WHAT YOU WILL DO
Write out all of the data exactly as it appears.

BEGIN

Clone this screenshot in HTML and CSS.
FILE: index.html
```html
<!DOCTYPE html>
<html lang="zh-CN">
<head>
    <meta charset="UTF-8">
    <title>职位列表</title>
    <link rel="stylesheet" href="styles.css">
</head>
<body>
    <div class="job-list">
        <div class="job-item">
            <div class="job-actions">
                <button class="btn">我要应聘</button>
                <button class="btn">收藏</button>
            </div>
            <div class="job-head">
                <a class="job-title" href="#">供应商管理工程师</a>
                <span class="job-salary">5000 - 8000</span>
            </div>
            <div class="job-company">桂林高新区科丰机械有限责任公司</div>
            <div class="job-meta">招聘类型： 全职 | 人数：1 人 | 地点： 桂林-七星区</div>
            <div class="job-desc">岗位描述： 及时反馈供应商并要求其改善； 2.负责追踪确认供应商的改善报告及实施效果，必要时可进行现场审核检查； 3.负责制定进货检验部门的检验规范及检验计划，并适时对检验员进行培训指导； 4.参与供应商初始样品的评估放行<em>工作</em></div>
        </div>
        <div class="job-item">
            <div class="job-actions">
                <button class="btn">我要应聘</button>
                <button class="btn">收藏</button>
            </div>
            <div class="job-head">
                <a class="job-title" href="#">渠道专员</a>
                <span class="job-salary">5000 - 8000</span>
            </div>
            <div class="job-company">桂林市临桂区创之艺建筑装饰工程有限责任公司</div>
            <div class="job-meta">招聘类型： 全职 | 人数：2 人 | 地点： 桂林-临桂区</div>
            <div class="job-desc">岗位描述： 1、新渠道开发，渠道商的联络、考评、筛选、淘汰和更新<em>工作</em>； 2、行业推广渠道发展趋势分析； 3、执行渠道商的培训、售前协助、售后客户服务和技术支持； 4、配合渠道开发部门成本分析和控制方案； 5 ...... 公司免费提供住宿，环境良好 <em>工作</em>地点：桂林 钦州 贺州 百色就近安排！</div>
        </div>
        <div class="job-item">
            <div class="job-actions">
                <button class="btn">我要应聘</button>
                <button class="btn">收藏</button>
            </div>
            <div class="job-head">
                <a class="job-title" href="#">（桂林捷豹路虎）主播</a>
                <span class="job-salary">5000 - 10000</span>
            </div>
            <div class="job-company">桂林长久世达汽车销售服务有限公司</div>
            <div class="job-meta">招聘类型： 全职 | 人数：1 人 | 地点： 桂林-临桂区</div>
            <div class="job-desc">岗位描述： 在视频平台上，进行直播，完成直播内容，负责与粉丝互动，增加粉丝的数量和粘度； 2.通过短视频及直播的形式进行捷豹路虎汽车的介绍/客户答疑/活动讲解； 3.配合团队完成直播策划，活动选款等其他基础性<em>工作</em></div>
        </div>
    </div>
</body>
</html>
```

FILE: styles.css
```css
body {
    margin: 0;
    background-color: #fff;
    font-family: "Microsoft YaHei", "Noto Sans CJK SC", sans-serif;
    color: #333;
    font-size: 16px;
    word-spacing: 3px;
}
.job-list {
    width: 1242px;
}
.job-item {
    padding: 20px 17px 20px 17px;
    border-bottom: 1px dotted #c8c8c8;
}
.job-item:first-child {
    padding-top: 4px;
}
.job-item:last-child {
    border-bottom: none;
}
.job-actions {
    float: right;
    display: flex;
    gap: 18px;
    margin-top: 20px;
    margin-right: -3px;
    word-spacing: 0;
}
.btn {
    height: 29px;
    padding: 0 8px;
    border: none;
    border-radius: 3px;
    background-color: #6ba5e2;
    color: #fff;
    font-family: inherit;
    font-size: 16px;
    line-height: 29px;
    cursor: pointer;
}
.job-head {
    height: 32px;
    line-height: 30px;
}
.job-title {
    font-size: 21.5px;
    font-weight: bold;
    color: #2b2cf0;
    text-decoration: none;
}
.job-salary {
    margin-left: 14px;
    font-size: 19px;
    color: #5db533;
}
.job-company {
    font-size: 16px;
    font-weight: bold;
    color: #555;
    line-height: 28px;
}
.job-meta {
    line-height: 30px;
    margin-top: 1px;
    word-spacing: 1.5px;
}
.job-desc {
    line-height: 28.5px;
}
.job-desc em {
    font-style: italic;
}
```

END

EXPECTED ANSWER
Clone this screenshot in HTML and CSS.
FILE: index.html
```html
<!DOCTYPE html>
<html lang="zh-CN">
<head>
    <meta charset="UTF-8">
    <title>职位列表</title>
    <link rel="stylesheet" href="styles.css">
</head>
<body>
    <div class="job-list">
        <div class="job-item">
            <div class="job-actions">
                <button class="btn">我要应聘</button>
                <button class="btn">收藏</button>
            </div>
            <div class="job-head">
                <a class="job-title" href="#">供应商管理工程师</a>
                <span class="job-salary">5000 - 8000</span>
            </div>
            <div class="job-company">桂林高新区科丰机械有限责任公司</div>
            <div class="job-meta">招聘类型： 全职 | 人数：1 人 | 地点： 桂林-七星区</div>
            <div class="job-desc">岗位描述： 及时反馈供应商并要求其改善； 2.负责追踪确认供应商的改善报告及实施效果，必要时可进行现场审核检查； 3.负责制定进货检验部门的检验规范及检验计划，并适时对检验员进行培训指导； 4.参与供应商初始样品的评估放行<em>工作</em></div>
        </div>
        <div class="job-item">
            <div class="job-actions">
                <button class="btn">我要应聘</button>
                <button class="btn">收藏</button>
            </div>
            <div class="job-head">
                <a class="job-title" href="#">渠道专员</a>
                <span class="job-salary">5000 - 8000</span>
            </div>
            <div class="job-company">桂林市临桂区创之艺建筑装饰工程有限责任公司</div>
            <div class="job-meta">招聘类型： 全职 | 人数：2 人 | 地点： 桂林-临桂区</div>
            <div class="job-desc">岗位描述： 1、新渠道开发，渠道商的联络、考评、筛选、淘汰和更新<em>工作</em>； 2、行业推广渠道发展趋势分析； 3、执行渠道商的培训、售前协助、售后客户服务和技术支持； 4、配合渠道开发部门成本分析和控制方案； 5 ...... 公司免费提供住宿，环境良好 <em>工作</em>地点：桂林 钦州 贺州 百色就近安排！</div>
        </div>
        <div class="job-item">
            <div class="job-actions">
                <button class="btn">我要应聘</button>
                <button class="btn">收藏</button>
            </div>
            <div class="job-head">
                <a class="job-title" href="#">（桂林捷豹路虎）主播</a>
                <span class="job-salary">5000 - 10000</span>
            </div>
            <div class="job-company">桂林长久世达汽车销售服务有限公司</div>
            <div class="job-meta">招聘类型： 全职 | 人数：1 人 | 地点： 桂林-临桂区</div>
            <div class="job-desc">岗位描述： 在视频平台上，进行直播，完成直播内容，负责与粉丝互动，增加粉丝的数量和粘度； 2.通过短视频及直播的形式进行捷豹路虎汽车的介绍/客户答疑/活动讲解； 3.配合团队完成直播策划，活动选款等其他基础性<em>工作</em></div>
        </div>
    </div>
</body>
</html>
```

FILE: styles.css
```css
body {
    margin: 0;
    background-color: #fff;
    font-family: "Microsoft YaHei", "Noto Sans CJK SC", sans-serif;
    color: #333;
    font-size: 16px;
    word-spacing: 3px;
}
.job-list {
    width: 1242px;
}
.job-item {
    padding: 20px 17px 20px 17px;
    border-bottom: 1px dotted #c8c8c8;
}
.job-item:first-child {
    padding-top: 4px;
}
.job-item:last-child {
    border-bottom: none;
}
.job-actions {
    float: right;
    display: flex;
    gap: 18px;
    margin-top: 20px;
    margin-right: -3px;
    word-spacing: 0;
}
.btn {
    height: 29px;
    padding: 0 8px;
    border: none;
    border-radius: 3px;
    background-color: #6ba5e2;
    color: #fff;
    font-family: inherit;
    font-size: 16px;
    line-height: 29px;
    cursor: pointer;
}
.job-head {
    height: 32px;
    line-height: 30px;
}
.job-title {
    font-size: 21.5px;
    font-weight: bold;
    color: #2b2cf0;
    text-decoration: none;
}
.job-salary {
    margin-left: 14px;
    font-size: 19px;
    color: #5db533;
}
.job-company {
    font-size: 16px;
    font-weight: bold;
    color: #555;
    line-height: 28px;
}
.job-meta {
    line-height: 30px;
    margin-top: 1px;
    word-spacing: 1.5px;
}
.job-desc {
    line-height: 28.5px;
}
.job-desc em {
    font-style: italic;
}
```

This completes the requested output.